Some inks simply stain the mesh fibres worse than others, or they have been left to dry into the mesh. So when you need a bit more cleaning power than a screen washalone, you can use a special solvent/low caustic cleaner. The powerful solvent blend in this type of cleaner is combined with a low caustic content (<5%) to increase its cleaning efficiency.
How to use solvent/low caustic cleaners
Use the brush to work the cleaner into both sides of the screen, ensuring that all the stain is covered, wait five minutes and then rinse with cold water before using a High Pressure Gun.
What is the best way to remove everyday ink & stencil stains?
A low caustic/hypochlorite, general purpose haze remover is the ideal product for everyday use. These thickened liquids are a blend of low caustic (<10%) and hypochlorite that are ‘activated’ on the screen with a special screen wash solvent immediately before rinsing. They work exceptionally well on Diazo and fused stencil stains and the application of the screen wash helps to remove dried-in ink stains, making them ideal as a general purpose cleaner for regular use.
How to use low caustic/hypochlorite cleaners
They are typically supplied as a thickened liquid so you can apply them to the screen with a brush. Or, for ease of use on larger screens, an old coating trough works really well as long as you rinse it out after use and don’t expect to use it for coating emulsion again!
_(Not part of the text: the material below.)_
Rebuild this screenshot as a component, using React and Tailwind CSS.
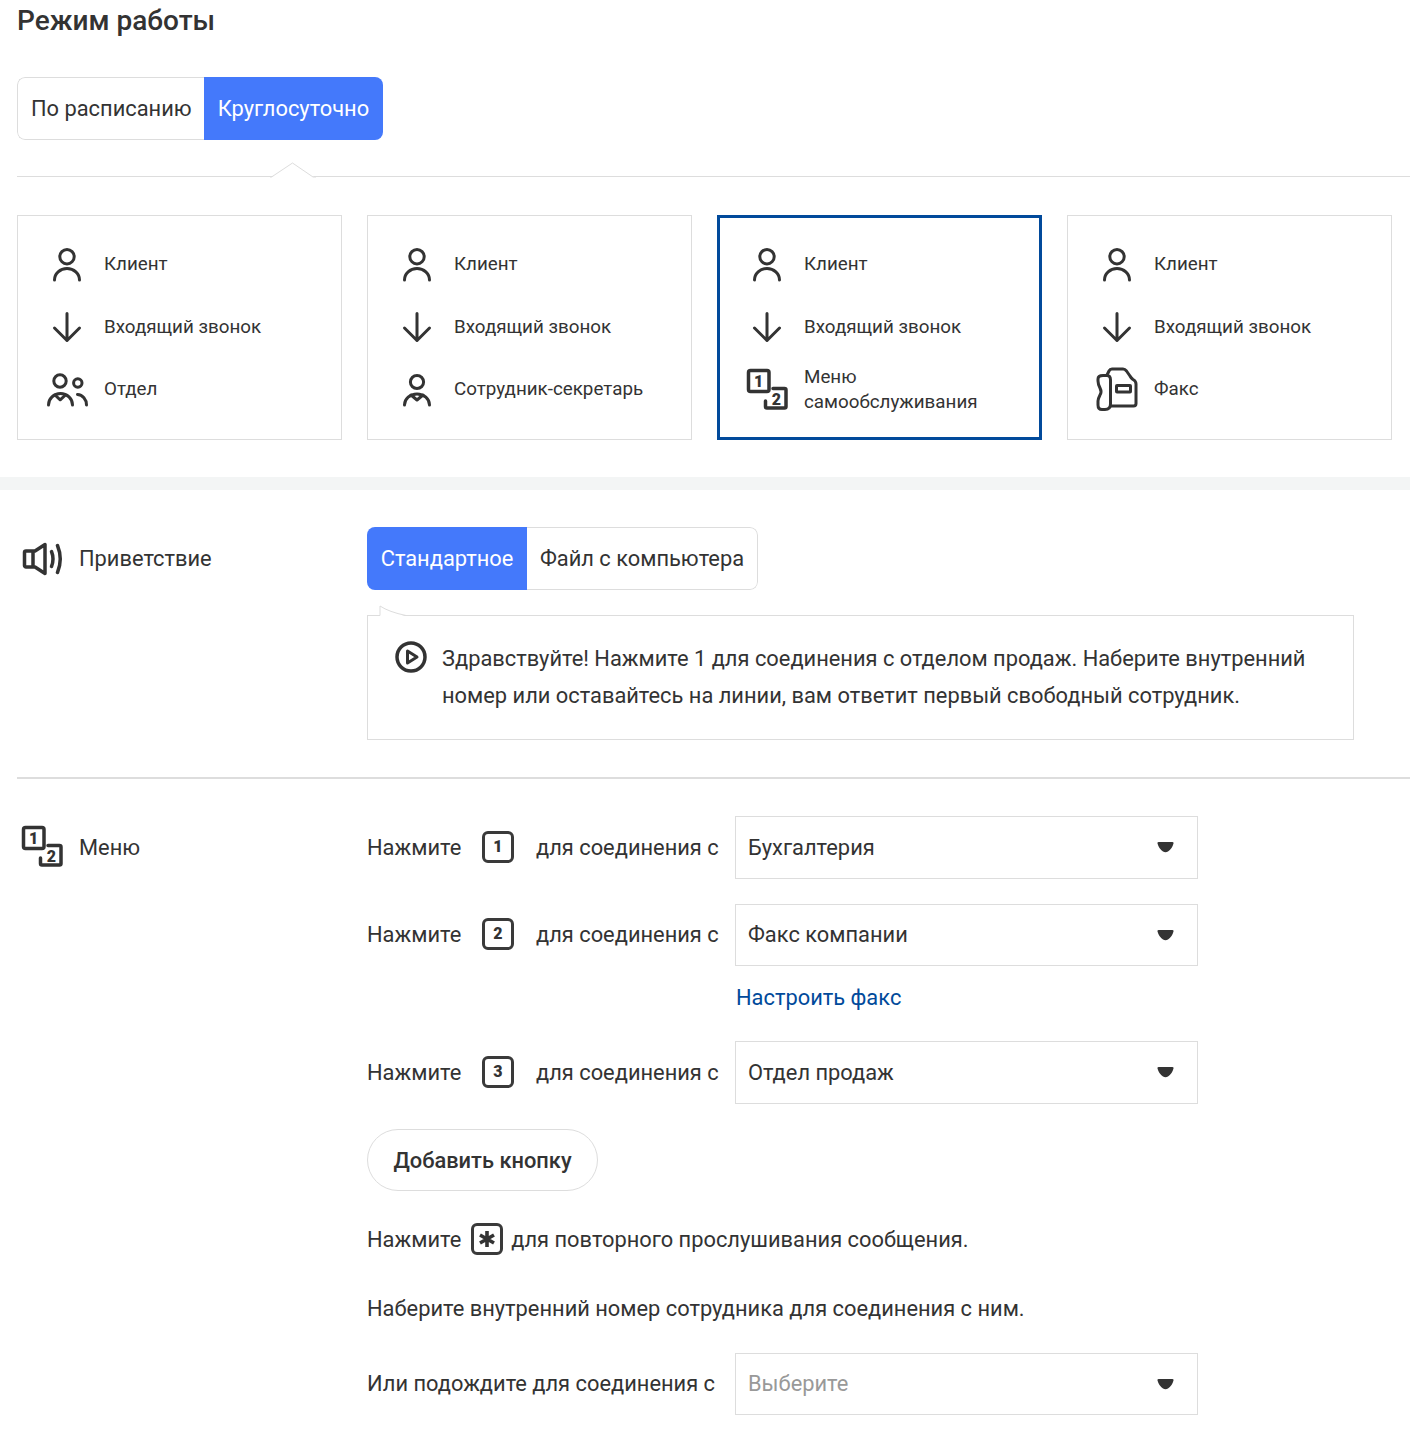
import React from "react";

const S = { fill: "none", stroke: "#333", strokeWidth: 3, strokeLinecap: "round", strokeLinejoin: "round" };

function IconBox({ children, w = 42, h = 42 }) {
  return (
    <svg width={w} height={h} viewBox={`0 0 ${w} ${h}`} className="shrink-0" {...S}>
      {children}
    </svg>
  );
}

const Person = () => (
  <IconBox>
    <circle cx="21" cy="13.7" r="7.2" />
    <path d="M8.5 37a12.5 11.5 0 0 1 25 0" />
  </IconBox>
);
const Arrow = () => (
  <IconBox>
    <path d="M21 8.500v27M8.500 23 21 35.500 33.500 23" />
  </IconBox>
);
const Group = () => (
  <IconBox>
    <circle cx="14" cy="13" r="6.200" />
    <circle cx="31.800" cy="15" r="4.200" />
    <path d="M2.500 37a11.500 11 0 0 1 24 0" />
    <path d="M9 27l5.200 4.800L19.500 27" />
    <path d="M31.500 26.500a9.500 10.500 0 0 1 9 10.500" />
  </IconBox>
);
const Secretary = () => (
  <IconBox>
    <circle cx="21" cy="14" r="6.600" />
    <path d="M8.500 37a12.500 11 0 0 1 25 0" />
    <path d="M15 27l6 5 6-5" />
  </IconBox>
);
const Menu = () => (
  <IconBox>
    <rect x="2.500" y="2.500" width="20.500" height="21" rx="2" strokeWidth="3.500" />
    <text x="12.700" y="18.500" fontFamily="Roboto" fontSize="16" fontWeight="900" fill="#333" stroke="none" textAnchor="middle">1</text>
    <path d="M27 20.500h11.500a1.500 1.500 0 0 1 1.500 1.500v16.500a1.500 1.500 0 0 1-1.500 1.500H21a1.500 1.500 0 0 1-1.500-1.500V33" strokeWidth="3.500" />
    <text x="30.500" y="36.500" fontFamily="Roboto" fontSize="16" fontWeight="900" fill="#333" stroke="none" textAnchor="middle">2</text>
  </IconBox>
);
const Fax = () => (
  <svg width="42" height="45" viewBox="0 -1 42 45" className="shrink-0" {...S}>
    <path d="M7 8.500H11Q14.500 8.500 14.500 13V37Q14.500 42.500 9 42.500H6Q2 42.500 2 38V34Q2 32 4 28Q6 25 4 21Q2 17 2 14V12Q2 8.500 7 8.500Z" />
    <path d="M11 8 13 4Q14 2 16 2H27Q29 2 30.500 4L34 9Q35 11 37 12.500Q40 14 40 17V36.500Q40 39 37.500 39H14.500" />
    <rect x="20.500" y="18.500" width="14" height="6.500" rx="0.500" />
  </svg>
);
const Speaker = () => (
  <svg width="42" height="34" viewBox="0 0 42 34" className="shrink-0" {...S} strokeWidth="3.500">
    <path d="M4 9h9l10-6.500v29L13 25H4a1.500 1.500 0 0 1-1.500-1.500v-13A1.500 1.500 0 0 1 4 9ZM11 9v16" />
    <path d="M29.500 9.500q3 7.500 0 15" />
    <path d="M35.500 3.500q5.500 13.500 0 27" />
  </svg>
);
const Play = () => (
  <svg width="32" height="32" viewBox="0 0 32 32" className="shrink-0" {...S} strokeWidth="3.500">
    <circle cx="16" cy="16" r="14" />
    <path d="M12.500 10v12l9.500-6Z" strokeWidth="3" />
  </svg>
);
const Key = ({ k, star }) => (
  <span className="-mt-[2px] flex h-[32px] w-[32px] shrink-0 items-center justify-center rounded-[6px] border-[3.500px] border-[#3a3a3a] text-[16px] leading-none font-black text-[#333]">
    {star ? (
      <svg width="18" height="18" viewBox="0 0 18 18" stroke="#333" strokeWidth="3.600" strokeLinecap="butt">
        <path d="M9 1v16M2 5l14 8M16 5 2 13" />
      </svg>
    ) : (
      k
    )}
  </span>
);

function Select({ value, placeholder, short }) {
  return (
    <div className={`relative flex w-[463px] shrink-0 items-center border border-[#ddd] pl-[12px] ${short ? "h-[62px]" : "h-[63px]"} ${placeholder ? "text-[#999]" : ""}`}>
      {value}
      <svg width="17" height="11" viewBox="0 0 17 11" className="absolute right-[23.500px] top-[25px]">
        <path d="M1.500 0h14q1.500 0 1 1.500Q15 7 11 9.500q-2.500 1.500-5 0Q2 7 .5 1.500 0 0 1.500 0Z" fill="#333" />
      </svg>
    </div>
  );
}

const Row = ({ ic, children, low }) => (
  <div className="flex h-[62.500px] items-center gap-[16px]">
    {ic}
    <span className={low ? "mt-[3px]" : "mt-[1px]"}>{children}</span>
  </div>
);

function Card({ icon, label, selected }) {
  return (
    <div className={`h-[225px] w-[325px] text-[18.800px] leading-[25px] ${selected ? "border-[3px] border-[#014a9b] pt-[14.400px] pl-[26px]" : "border border-[#ddd] pt-[16.400px] pl-[28px]"}`}>
      <Row ic={<Person />}>Клиент</Row>
      <Row ic={<Arrow />} low>Входящий звонок</Row>
      <Row ic={icon} low={selected}>{label}</Row>
    </div>
  );
}

function PressRow({ k, value, short, className = "" }) {
  return (
    <div className={`flex items-center ${className}`}>
      <span className="w-[115px]">Нажмите</span>
      <Key k={k} />
      <span className="ml-[22px] w-[199px]">для соединения с</span>
      <Select value={value} short={short} />
    </div>
  );
}

export default function App() {
  return (
    <div className="h-[1440px] overflow-hidden bg-white text-[21.850px] leading-[38px] text-[#333] font-['Roboto',sans-serif]">
      <div className="pl-[17px]">
        <h1 className="h-[77px] text-[28px] leading-[42px] font-medium">Режим работы</h1>
        <div className="flex h-[63px] w-[366px] overflow-hidden rounded-[8px]">
          <div className="flex w-[187px] items-center rounded-l-[8px] border border-r-0 border-[#ddd] pl-[13px]">По расписанию</div>
          <div className="flex flex-1 items-center justify-center bg-[#4479fb] text-white">Круглосуточно</div>
        </div>
        <div className="relative mt-[36px] h-[1px] bg-[#ddd]">
          <svg width="46" height="16" viewBox="0 0 46 16" className="absolute left-[253px] top-[-14.500px]">
            <path d="M0 15 L2 15 L23 1 L44 15 L46 15 L46 16 L0 16Z" fill="#fff" stroke="none" />
            <path d="M0 15 H1.500 L22.500 1 L43 15 H46" fill="none" stroke="#ddd" />
          </svg>
        </div>
        <div className="mt-[38px] flex gap-[25px]">
          <Card icon={<Group />} label="Отдел" />
          <Card icon={<Secretary />} label="Сотрудник-секретарь" />
          <Card icon={<Menu />} label={<>Меню<br />самообслуживания</>} selected />
          <Card icon={<Fax />} label="Факс" />
        </div>
      </div>

      <div className="mt-[37px] h-[13px] bg-[#f3f5f5]" />

      <div className="pl-[17px]">
        <div className="mt-[37px] flex">
          <div className="flex h-[63px] w-[350px] shrink-0 items-center pl-[5px]">
            <Speaker />
            <span className="ml-[15px]">Приветствие</span>
          </div>
          <div>
            <div className="flex h-[63px] w-[391px] overflow-hidden rounded-[8px]">
              <div className="flex w-[160px] items-center justify-center bg-[#4479fb] text-white">Стандартное</div>
              <div className="flex flex-1 items-center justify-center rounded-r-[8px] border border-l-0 border-[#ddd]">Файл с компьютера</div>
            </div>
            <div className="relative mt-[25px] flex h-[125px] w-[987px] border border-[#ddd] pt-[24px] pl-[27px]">
              <svg width="30" height="12" viewBox="0 0 30 12" className="absolute left-[11px] top-[-11px]">
                <path d="M1 11V1Q10 6 26 11Z" fill="#fff" stroke="none" />
                <path d="M1 10.500V1Q10 7 27 10.500" fill="none" stroke="#ddd" />
              </svg>
              <div className="mt-[1px]"><Play /></div>
              <p className="ml-[15px] w-[900px] leading-[37px]">
                Здравствуйте! Нажмите 1 для соединения с отделом продаж. Наберите внутренний<br />
                номер или оставайтесь на линии, вам ответит первый свободный сотрудник.
              </p>
            </div>
          </div>
        </div>

        <div className="mt-[37px] h-[2px] bg-[#ddd]" />

        <div className="mt-[37px] flex">
          <div className="flex h-[63px] w-[350px] shrink-0 items-start pt-[9px] pl-[4px]">
            <Menu />
            <span className="ml-[16px] mt-[4px]">Меню</span>
          </div>
          <div>
            <PressRow k="1" value="Бухгалтерия" />
            <PressRow k="2" value="Факс компании" short className="mt-[25px]" />
            <div className="mt-[13px] h-[38px] pl-[369px] text-[#014a9b]">Настроить факс</div>
            <PressRow k="3" value="Отдел продаж" className="mt-[24px]" />
            <div className="mt-[25px] flex h-[62px] w-[231px] items-center justify-center rounded-full border border-[#ddd] pt-[2px] font-medium">Добавить кнопку</div>
            <div className="mt-[30px] flex h-[38px] items-center">
              <span>Нажмите</span>
              <span className="ml-[9.500px] mr-[8.500px]"><Key star /></span>
              <span>для повторного прослушивания сообщения.</span>
            </div>
            <div className="mt-[31px] h-[38px]">Наберите внутренний номер сотрудника для соединения с ним.</div>
            <div className="mt-[25px] flex items-center">
              <span className="w-[368px]">Или подождите для соединения с</span>
              <Select value="Выберите" placeholder short />
            </div>
          </div>
        </div>
      </div>
    </div>
  );
}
For optimum results it is best to allow the screen to dry overnight and then ‘activate’ it the following morning with a suitable screen wash solvent, rinse well with cold water and then finish off with a High Pressure Gun. This method is ideal if you have a number of screens that need to be de-hazed at one time.
For quicker haze removal of light stains, the coated screen can be ‘force dried’ with a cold (NOT HOT) air fan and then ‘activated’ with a screen wash immediately before rinsing off and then blasting with the gun.
Finally, for very light stains, you can use the five minute method where you apply the haze remover to the mesh, followed immediately by the activator and you then mix the two on the screen with the brush. Wait five minutes before rinsing and then blasting. These low caustic/hypochlorite cleaners are probably the most versatile of the haze removers and therefore one of the most popular.
What about removing the more stubborn ink & stencil stains?
When multiple stains have been left to build up on the mesh, or you are using a ‘difficult’ ink, then it is best to select a medium caustic/powerful solvent haze remover (20% to 25% caustic). These are highly effective against most common screen stains and screens can even look ‘like new again’ in under ten minutes. These haze removers can also be ‘activated’ with a screen wash immediately before rinsing to help remove heavy ink stains.
How to use a medium caustic/solvent haze remover
Usually they are supplied as a thickened liquid making brushing onto the screen much easier than a conventional paste. Use the brush, or an old coating trough to apply the haze remover to both sides of the dry mesh.
Leave on the screen for up to ten minutes and then rinse off with a low pressure water spray. Finally blast the entire screen with a High Pressure Gun.
How to remove the very difficult ink & stencil stains
Occasionally you get a screen that you just can’t get clean with conventional haze removers and it is time to wheel out the big guns. There are some very strong caustic and solvent haze remover pastes (>25% caustic) that are designed for occasional use on these very stubborn stains. Basically when nothing else works, that is the time to try these high caustic/solvent blend haze removers.
How to use high caustic/solvent haze remover pastes
It is usually most effective to apply these to a wet mesh using a brush as they are too thick to apply with a trough. Let them stand for an absolute maximum of eight minutes before rinsing off with a cold water spray, then use a High Pressure Gun. This type of haze remover should only be used occasionally, as repeated application of a very strong caustic to polyester can weaken the mesh.
Important: As stated earlier, always read the Safety Data Sheet and wear the recommended PPE safety equipment when using any haze remover.
Summary: Selecting which haze remover to use is a lot like choosing which kitchen cleaner to buy, it all depends on what you are trying to clean.
For example, you would use a mild detergent cleaner for work tops, but you know that you will need a strong caustic cleaner for the oven. Some stains are simply harder to remove than others. The same is true for screen printing.
Having a range of haze removers in your shop will ensure that you maximise the overall cleaning efficiency, whilst minimising the potential for mesh damage or operator risk.
Quite simply, choosing the right product for each job can save you time, money and quite a bit of frustration!
Finally, the costs of mesh re-stretching are often a significant proportion of screen making costs. Using the right haze remover to prolong screen life and to minimise quality issues can be one of the most cost effective decisions you can make.